Film Noir would be delicious in an Adrian Brody ad campaign.
He’s done a great Stella Artois commercial here in the US for 2011 Superbowl: “The actor plays a crooner in an underground jazz club in the early ’60s. Though the club is filled with beautiful women, he only has eyes for Stella.”
HA! I love a gay boozer….
Nikolaj Coster-Waldau is your actor eldarwen22 and WOW!!! He is GORGEOUS!
totally different from what I had envisioned when reading the books but now I see him how could I have thought anything else?

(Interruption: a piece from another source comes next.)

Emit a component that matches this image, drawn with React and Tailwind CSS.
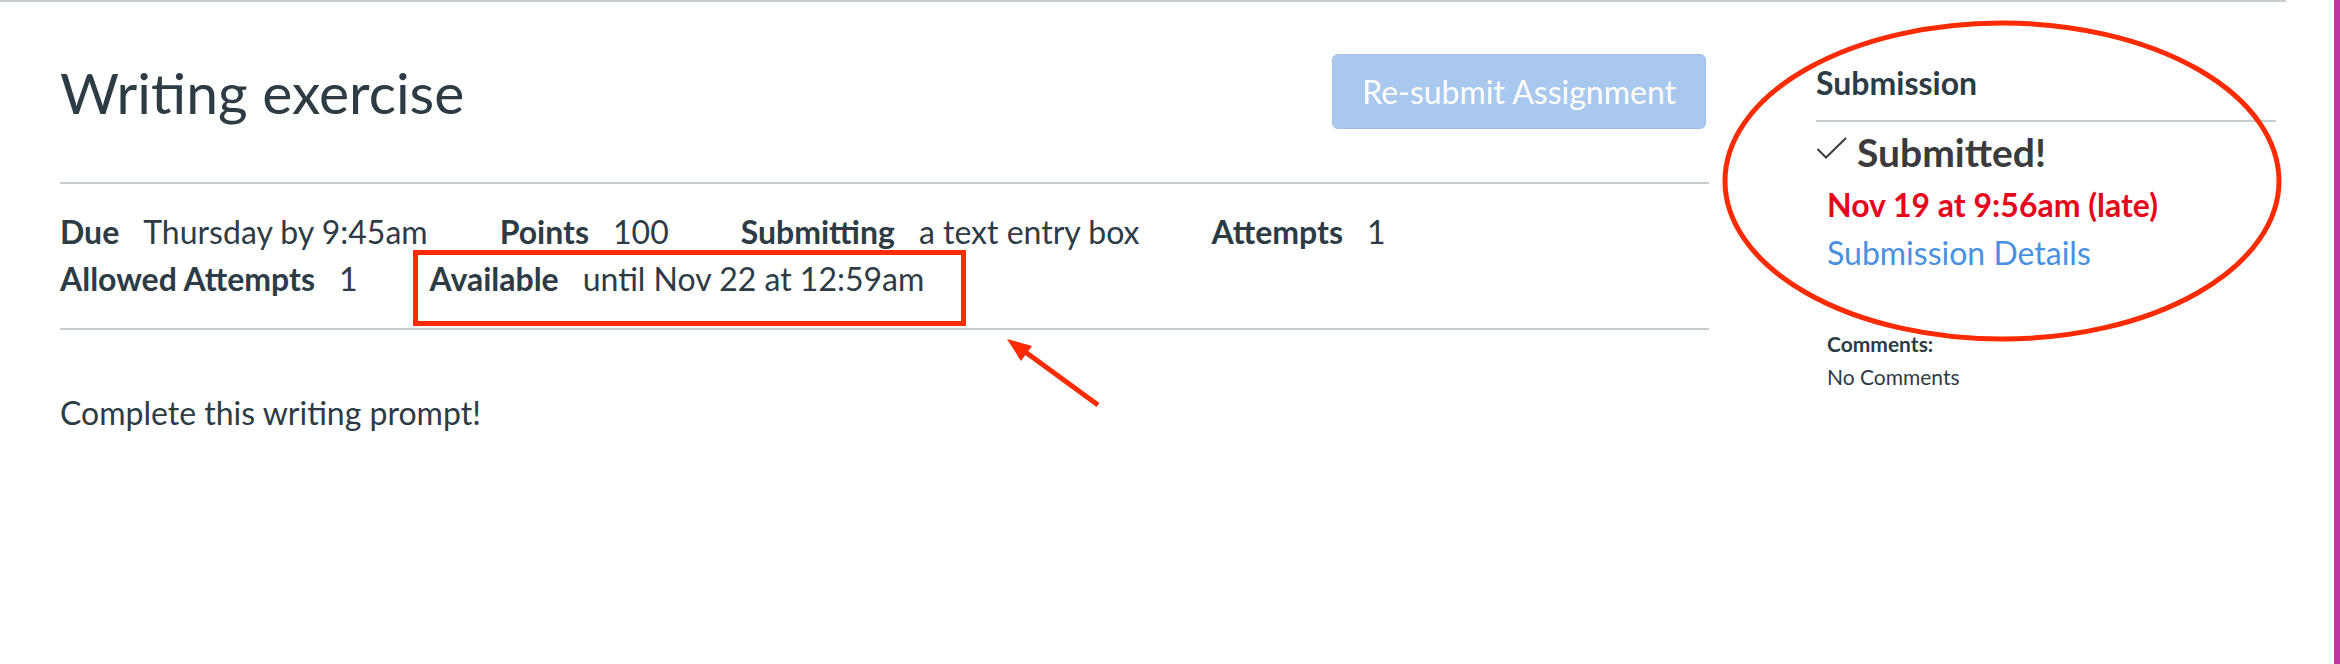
const details = [
  { label: 'Due', value: 'Thursday by 9:45am' },
  { label: 'Points', value: '100' },
  { label: 'Submitting', value: 'a text entry box' },
  { label: 'Attempts', value: '1' },
  { label: 'Allowed Attempts', value: '1' },
  { label: 'Available', value: 'until Nov 22 at 12:59am' },
];

function CheckIcon() {
  return (
    <svg width="32" height="22" viewBox="0 0 32 22" className="mr-[9px] mt-[-8px]">
      <path d="M1.5 12 L10 20.5 L30 1" fill="none" stroke="#3b3b3b" strokeWidth="2" />
    </svg>
  );
}

// red annotations drawn on top of the page
function Annotations() {
  return (
    <svg
      className="absolute left-0 top-0 pointer-events-none"
      width="2340"
      height="664"
      viewBox="0 0 2340 664"
    >
      <rect x="415.5" y="252.5" width="548" height="71" fill="none" stroke="#fe2a00" strokeWidth="5" />
      <ellipse cx="2002" cy="181" rx="277" ry="158" fill="none" stroke="#fe2a00" strokeWidth="5" />
      <line x1="1098" y1="405" x2="1024" y2="351" stroke="#fe2a00" strokeWidth="5" />
      <polygon points="1007,339 1032,346 1021,361" fill="#fe2a00" />
    </svg>
  );
}

export default function App() {
  return (
    <div className="relative flex w-[2340px] h-[664px] bg-white text-[#2d3b45] font-['Lato','Liberation_Sans',sans-serif]">
      <div className="w-[2334px]">
        <div className="w-[2286px] border-t-2 border-[#c7cdd1] flex">
          {/* Main column */}
          <div className="ml-[60px] w-[1649px]">
            <div className="flex items-center justify-between pt-[52px] pb-[53px] border-b-2 border-[#c7cdd1]">
              <h1 className="text-[57px] leading-[72px] font-normal">Writing exercise</h1>
              <button className="mr-[3px] h-[75px] px-[29px] rounded-[6px] bg-[#a9c8ee] border border-[#9fbfe8] text-white text-[32px] leading-none">
                Re-submit Assignment
              </button>
            </div>

            <ul className="flex flex-wrap gap-x-[72px] pt-[24px] pb-[26px] border-b-2 border-[#c7cdd1] text-[32px] leading-[47px]">
              {details.map((d) => (
                <li key={d.label} className="flex gap-[24px]">
                  <span className="font-bold">{d.label}</span>
                  <span>{d.value}</span>
                </li>
              ))}
            </ul>

            <p className="mt-[59px] text-[32px] leading-[47px]">Complete this writing prompt!</p>
          </div>

          {/* Sidebar */}
          <aside className="ml-[107px] w-[460px]">
            <h2 className="pt-[58px] pb-[14px] border-b-2 border-[#c7cdd1] text-[32px] leading-[46px] font-bold">
              Submission
            </h2>
            <div className="mt-[6px] flex items-center text-[39px] leading-[48px] font-bold text-[#3b3b3b]">
              <CheckIcon />
              Submitted!
            </div>
            <div className="pl-[11px]">
              <div className="mt-[5px] text-[32px] leading-[48px] font-bold text-[#e5051c]">
                Nov 19 at 9:56am (late)
              </div>
              <a className="block text-[32px] leading-[48px] text-[#4a90e2]">Submission Details</a>
              <div className="mt-[50px] text-[21px] leading-[33px] font-bold">Comments:</div>
              <div className="text-[21px] leading-[33px]">No Comments</div>
            </div>
          </aside>
        </div>
      </div>
      <div className="w-[6px] h-full bg-[#bd35a3]" />
      <Annotations />
    </div>
  );
}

My husband of twenty nine years and I have had a running gag for many years of a perfume line named after him, with the first fragrance called Blue Spruce. The commercial would feature someone like, oh, Gerard Butler climbing a sand dune on the Lake Michigan shoreline with a forest of pines at the top. He turns to face the camera, hair blowing in the breeze, and recites the ad copy (which has gotten ever sillier over time); something like “dare to be different, to find your true color” blah blah. The packaging features a signature blue spruce design and color. Several other imaginary scents are in this line and the copy for one of them I think I’ll enter in the NST fake perfume copy contest she holds every year, just for fun. Thanks for the chance, dear Portia!
I love that you guys do that. I will steal the game and play it with Jin at the next opportunity.
Giorgio Armani Eau de Nuit caught my eye quickly, and it caught my nose, too – I really like it!
As for my campaign… Well, I guess I’d pick Adrien Brody. His face can’t be labelled “classic beauty”, but it sure is memorable, it simply has that something. I’d like the commercial to be a little film noir: mysterious, retro and in black&white. I think Mister Brody suits this style with his effortles, nonchalant chic.
It really depends on how familiar I am with any perfume house. I would not do anything like Calvin Klein commercials. I would probably have the actor who is in Jaime Lannister (Game of Thrones) ’cause I would kill to have that kind of bone structure. The commercial would probably be similar to what Chanel did with no. 5 before Brad Pitt. Or someone getting ready for a party.